Sponging: Adding Glaze to the Paint Sponging: Adding Glaze to the Paint
Using sponging to decorate a wall is a perfect way to add an interesting effect to a wall, and the acrylic paint which is the basis for the sponge paint daub can look attractive when combined with a contrasting background color. One of the aspects of sponge painting that many amateurs forget to apply is the glaze which is added to the acrylic paint, and which really makes it pop from the wall. Sponging using an acrylic paint which is not glazed can create a cool effect, but adding a glaze could make your decorating something very special.

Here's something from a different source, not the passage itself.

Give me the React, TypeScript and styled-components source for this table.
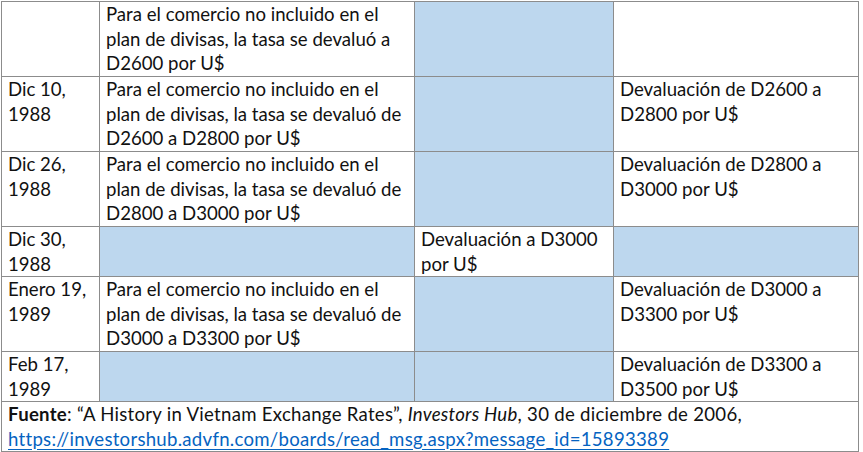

The purpose of adding a glaze to your paint is to add a different texture to the wall, which draws the eye towards the sponge effect, and also provides additional contrast with the background paint. There are 2 different ways in which glaze can be added to the paint to change the texture. You can either use a simple plain gaze, or you can use a tinted glaze. The effects of each can be very different, so you should be aware of what you are using before you begin the mix.
This glaze is the sort which can be used in tiling and ceramic making. Glaze paint is often slightly denser than you might find in craft shops so take care that you purchase the right sort before proceeding any further. How much of the plain glaze you add depends upon the extent of the glaze you wish to use with your paint. Mix the glaze in a pot with the paint, ratios can vary between 2 to 4 parts glaze to every 1 part of paint, or even 16 or 20 parts glaze to every 1 part of your paint. The more glaze you apply, the higher the glaze and more intense the shine.

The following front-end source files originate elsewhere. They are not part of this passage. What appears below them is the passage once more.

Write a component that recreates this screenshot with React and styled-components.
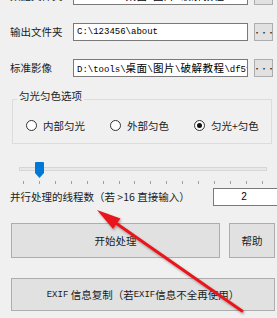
import React from "react";
import styled, { createGlobalStyle } from "styled-components";

const GlobalStyle = createGlobalStyle`
    html, body {
        margin: 0;
        padding: 0;
        background: #f0f0f0;
        overflow: hidden;
    }
`;

const UI_FONT = `"Noto Sans CJK SC", "Noto Sans", sans-serif`;
const MONO_FONT = `"Liberation Mono", "Noto Sans CJK SC", monospace`;

const paths = [
    { label: "数据文件夹", value: "D:\\tools\\桌面\\图片\\破解教程" },
    { label: "输出文件夹", value: "C:\\123456\\about" },
    { label: "标准影像", value: "D:\\tools\\桌面\\图片\\破解教程\\df5f" },
];

const modes = [
    { text: "内部匀光", checked: false },
    { text: "外部匀色", checked: false },
    { text: "匀光+匀色", checked: true },
];

const TICKS = 16;

// 한자 부분만 더 크게 (SimSun 처럼 반각/전각 폭 맞추기)
const PathText = ({ value }) =>
    value.split(/([\u4e00-\u9fff]+)/).map((part, i) =>
        i % 2 ? <Wide key={i}>{part}</Wide> : <span key={i}>{part}</span>
    );

const App = () => {
    return (
        <>
            <GlobalStyle />
            <Window>
                <Content>
                    {paths.map((p) => (
                        <PathRow key={p.label}>
                            <Label>{p.label}</Label>
                            <TextBox>
                                <PathText value={p.value} />
                            </TextBox>
                            <SmallButton>···</SmallButton>
                        </PathRow>
                    ))}

                    <Group>
                        <Legend>匀光匀色选项</Legend>
                        <RadioRow>
                            {modes.map((m) => (
                                <Radio key={m.text}>
                                    <RadioCircle $checked={m.checked} />
                                    <span>{m.text}</span>
                                </Radio>
                            ))}
                        </RadioRow>
                    </Group>

                    <Slider>
                        <Track />
                        <Thumb style={{ left: 4 + 1 * 16 - 4.5 }}>
                            <svg width="9" height="16" viewBox="0 0 9 16">
                                <path d="M1 0 H8 Q9 0 9 1 V11 L4.5 16 L0 11 V1 Q0 0 1 0 Z" fill="#0078d7" />
                            </svg>
                        </Thumb>
                        <Ticks>
                            {Array.from({ length: TICKS }).map((_, i) => (
                                <Tick key={i} />
                            ))}
                        </Ticks>
                    </Slider>

                    <ThreadRow>
                        <Label>并行处理的线程数（若 &gt;16 直接输入）</Label>
                        <NumberBox>2</NumberBox>
                    </ThreadRow>

                    <ButtonRow>
                        <Button>开始处理</Button>
                        <Button>帮助</Button>
                    </ButtonRow>

                    <WideButton>
                        <Mono>EXIF</Mono>&nbsp;信息复制（若<Mono>EXIF</Mono>信息不全再使用）
                    </WideButton>
                </Content>

                <Arrow width="277" height="318" viewBox="0 0 277 318">
                    <defs>
                        <filter id="shadow" x="-20%" y="-20%" width="140%" height="140%">
                            <feDropShadow dx="1" dy="1.5" stdDeviation="1" floodColor="#000" floodOpacity="0.35" />
                        </filter>
                    </defs>
                    <g filter="url(#shadow)">
                        <line x1="242" y1="311" x2="115" y2="222.5" stroke="#e8191b" strokeWidth="3" strokeLinecap="round" />
                        <polygon points="97,210 120.5,218.5 113,229" fill="#e8191b" />
                    </g>
                </Arrow>
            </Window>
        </>
    );
};

export default App;

const Window = styled.div`
    position: relative;
    width: 277px;
    height: 318px;
    overflow: hidden;
    background: #f0f0f0;
    font-family: ${UI_FONT};
    font-size: 10.5px;
    color: #1a1a1a;
`;

const Content = styled.div`
    display: flex;
    flex-direction: column;
    padding-left: 10px;
    margin-top: -22px;
`;

const PathRow = styled.div`
    display: grid;
    grid-template-columns: 57px 175px 19px;
    column-gap: 6px;
    align-items: center;
    height: 36px;
`;

const Label = styled.div`
    white-space: nowrap;
    line-height: 14px;
`;

const TextBox = styled.div`
    box-sizing: border-box;
    min-width: 0;
    height: 18px;
    padding: 0 3px;
    border: 1px solid #7a7a7a;
    background: #fff;
    font-family: ${MONO_FONT};
    font-size: 9px;
    line-height: 16px;
    white-space: nowrap;
    overflow: hidden;
    color: #000;
`;

const Wide = styled.span`
    font-family: ${UI_FONT};
    font-size: 10.5px;
    letter-spacing: 0.5px;
`;

const SmallButton = styled.div`
    box-sizing: border-box;
    height: 18px;
    border: 1px solid #adadad;
    background: #e1e1e1;
    display: flex;
    align-items: center;
    justify-content: center;
    font-size: 8px;
    letter-spacing: -1px;
    color: #222;
`;

const Group = styled.fieldset`
    box-sizing: border-box;
    width: 260px;
    margin: 3px 0 0 2px;
    padding: 0 0 2px 4px;
    border: 1px solid #dcdcdc;
    min-width: 0;
`;

const Legend = styled.legend`
    padding: 0 2px 6px;
    line-height: 14px;
`;

const RadioRow = styled.div`
    display: grid;
    grid-template-columns: 84px 84px auto;
    align-items: center;
    height: 32px;
    padding-left: 9px;
`;

const Radio = styled.div`
    display: flex;
    align-items: center;
    gap: 6px;
    white-space: nowrap;
`;

const RadioCircle = styled.span`
    box-sizing: border-box;
    width: 11px;
    height: 11px;
    border-radius: 50%;
    border: 1px solid #333;
    background: #fff;
    display: flex;
    align-items: center;
    justify-content: center;

    &::after {
        content: "";
        display: ${(p) => (p.$checked ? "block" : "none")};
        width: 5px;
        height: 5px;
        border-radius: 50%;
        background: #111;
    }
`;

const Slider = styled.div`
    position: relative;
    width: 248px;
    height: 28px;
    margin: 15px 0 0 9px;
`;

const Track = styled.div`
    box-sizing: border-box;
    margin-top: 8px;
    height: 4px;
    border: 1px solid #d6d6d6;
    background: #e7eaea;
`;

const Thumb = styled.div`
    position: absolute;
    top: 3px;
    line-height: 0;
`;

const Ticks = styled.div`
    display: flex;
    justify-content: space-between;
    padding: 0 4px;
    margin-top: 10px;
`;

const Tick = styled.span`
    width: 1px;
    height: 3px;
    background: #a0a0a0;
`;

const ThreadRow = styled.div`
    display: grid;
    grid-template-columns: 203px 66px;
    align-items: center;
    height: 20px;
`;

const NumberBox = styled(TextBox)`
    font-family: "Liberation Sans", sans-serif;
    font-size: 10px;
    text-align: center;
    padding: 0 4px 0 0;
`;

const ButtonRow = styled.div`
    display: grid;
    grid-template-columns: 209px 46px;
    column-gap: 9px;
    margin: 16px 0 0 1px;
`;

const Button = styled.div`
    box-sizing: border-box;
    height: 35px;
    border: 1px solid #adadad;
    background: #e1e1e1;
    display: flex;
    align-items: center;
    justify-content: center;
`;

const WideButton = styled(Button)`
    width: 264px;
    height: 33px;
    margin: 20px 0 0 1px;
    white-space: nowrap;
`;

const Mono = styled.span`
    font-family: "Liberation Mono", monospace;
    font-size: 9px;
`;

const Arrow = styled.svg`
    position: absolute;
    left: 0;
    top: 0;
    pointer-events: none;
`;
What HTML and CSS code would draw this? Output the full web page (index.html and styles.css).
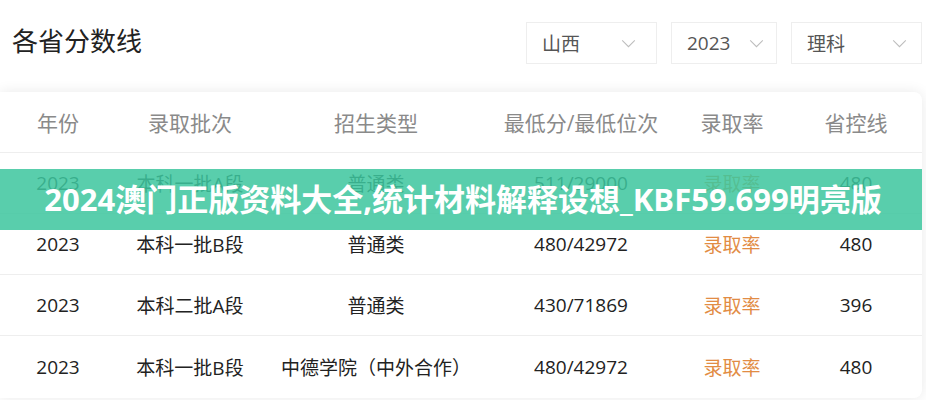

A tinted glaze has an additional effect in that it adds another color to your paint. You must first choose a color which matches that of the paint for the sponge, and the background paint already on the wall. You can create the effect of a color wash by using your darkest color as a base coat, a slightly lighter color for the paint, one part paint to 4 or 5 parts glaze, and then another wash using 1 part of paint to 16 parts glaze. These are overlapped to create a colorwash affect.
You can also create other effects by mixing your glaze with items such as glitter, or confetti. Mix your paints with a strong glaze to paint ratio, and then add a handful or two of glitter at the end of the mixing process. A clear glaze will really show up the effects of the glitter, making it look rather like prehistoric flies trapped in amber, but you can also use a tinted glaze for one wash, which will give the glitter the appearance of being trapped in a balloon or bubble.
If you are using a glaze, you should also consider how to best mix your glaze and paint so that you don't create a childish shiny wall, but without making your glaze bland.